Les Mémoires de la mine sont un exemple unique dans l'histoire du documentaire à la télévision française. Par son ampleur : jamais auparavant, on avait ainsi enregistré de tels récits de vies et de carrière. L'autre particularité réside aussi sur la volonté de faire vivre ce travail au-delà de la diffusion sur TF1. Des projections suivies de débats ont été enregistrés dans plusieurs villes du bassin minier et diffusée sur Fréquence Nord (Radio France). Lors de la dernière émission, un duplex fut réalisé avec France Culture avec les mines d'Alès. Les copies des rushs ont été déposées pour consultation à la Vidéothèque Régionale de l'Ina et au musée de Lewarde. L'ensemble des entretiens ont été retranscrits et publiés ainsi qu'un ouvrage des photos du tournage (3).
Les Mémoires de la mine ont obtenu le Prix de la critique et le Prix de la Société des Gens de Lettres.
(1) Jacques Renard : Mémoires de la mine. Note d'intention.
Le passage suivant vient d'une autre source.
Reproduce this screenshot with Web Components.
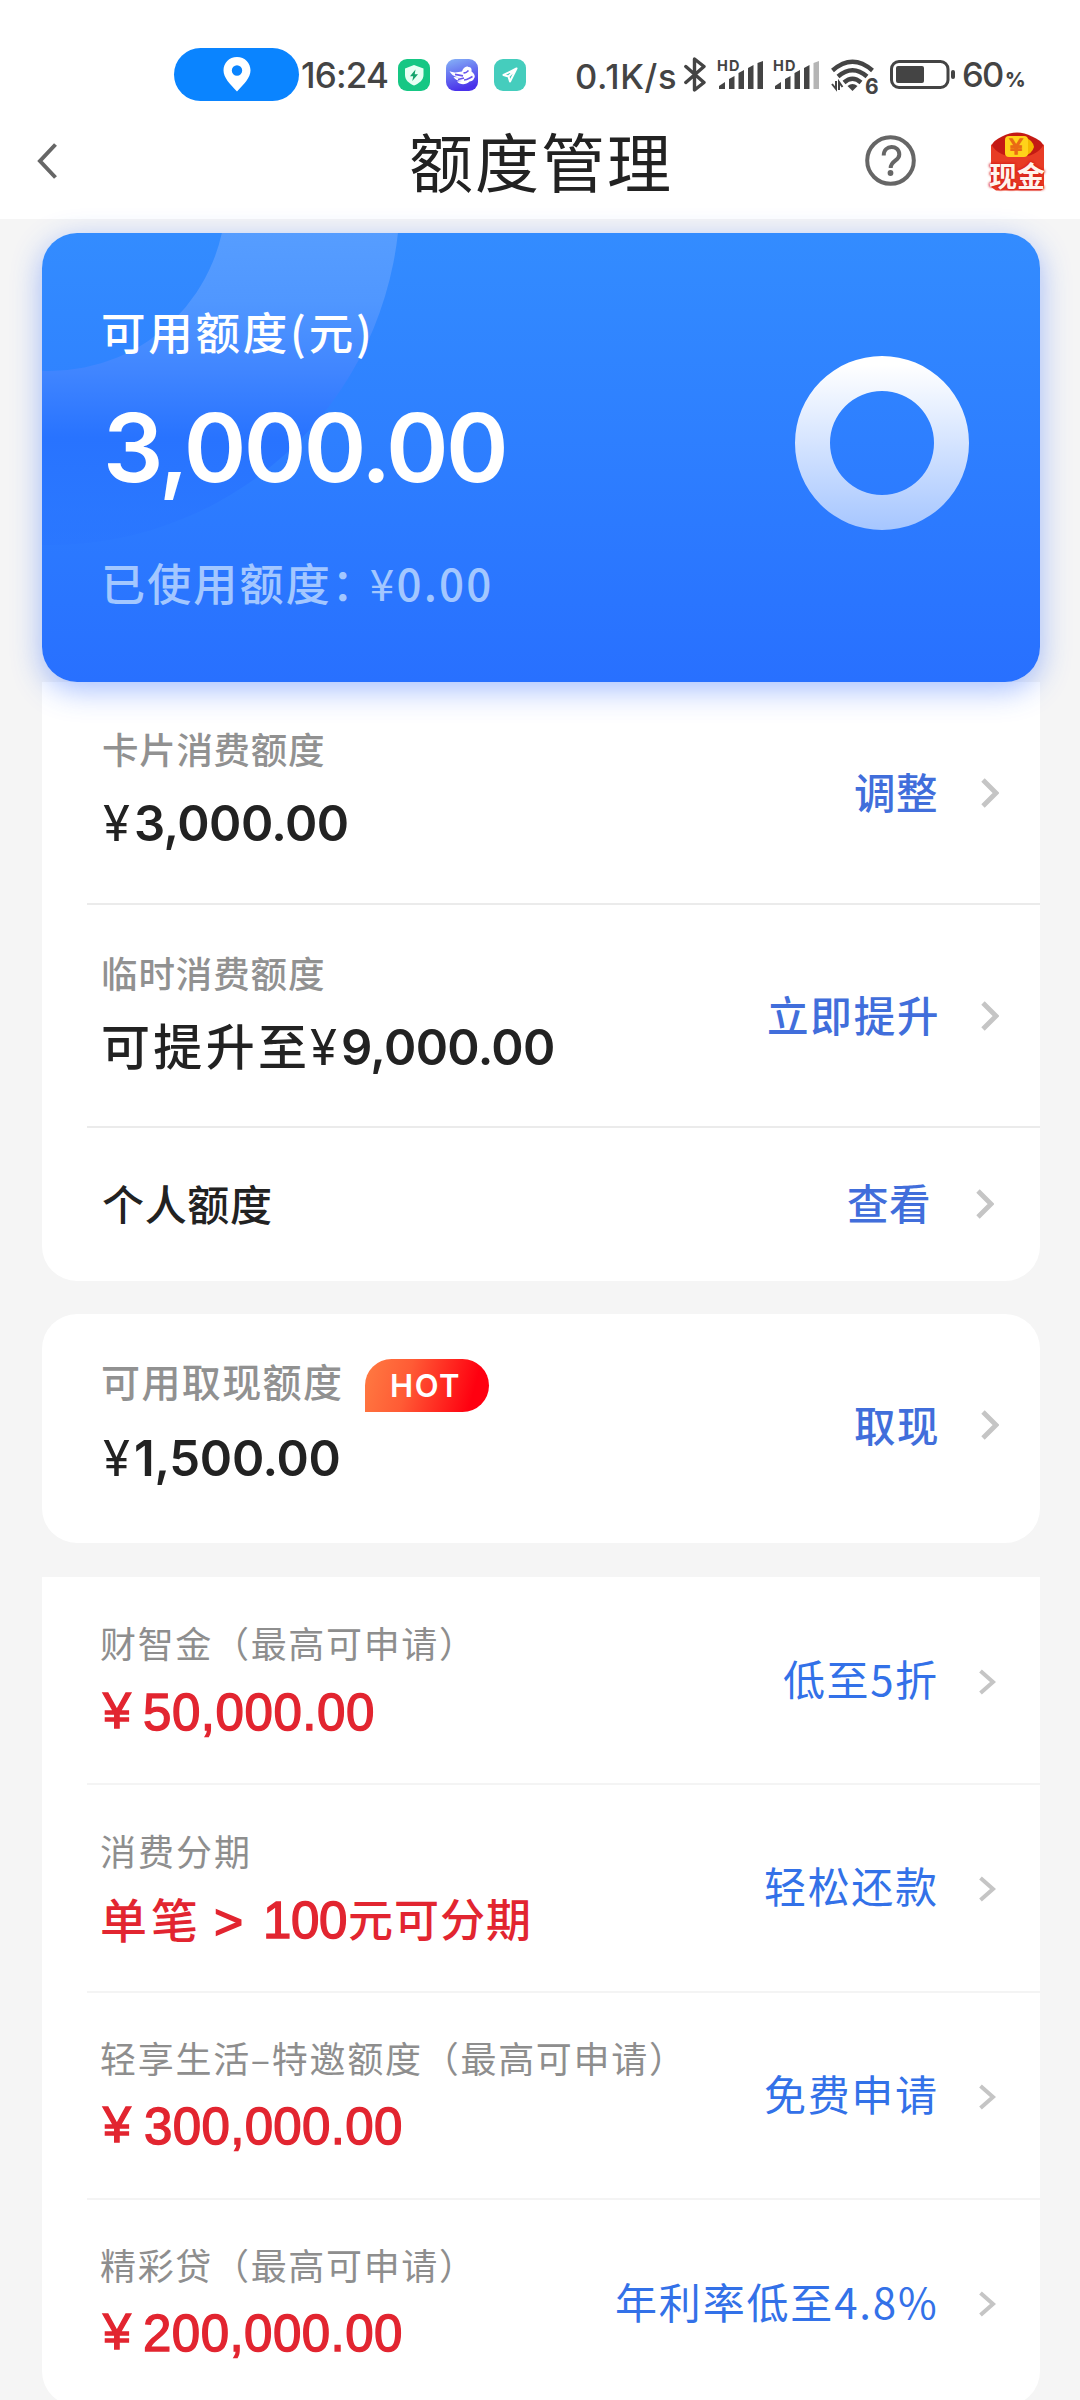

Septembre 1977. Archives Ina nord
(2) Entretien avec Jacques Renard recueilli par C Szafraniak. Le Nord et le Cinéma. Le temps des cerises, 1998.
(3) Paroles et mémoires du bassin houiller du Nord-Pas-de-Calais 1914-1980. Recueil d'interviews de mineurs et de femmes de mineurs établi par Jacques Renard. CRDP Lille,1981.
Mémoires de la mine photos de François Ede et Pierre Mercier. Ina/Le Sycomore 1981.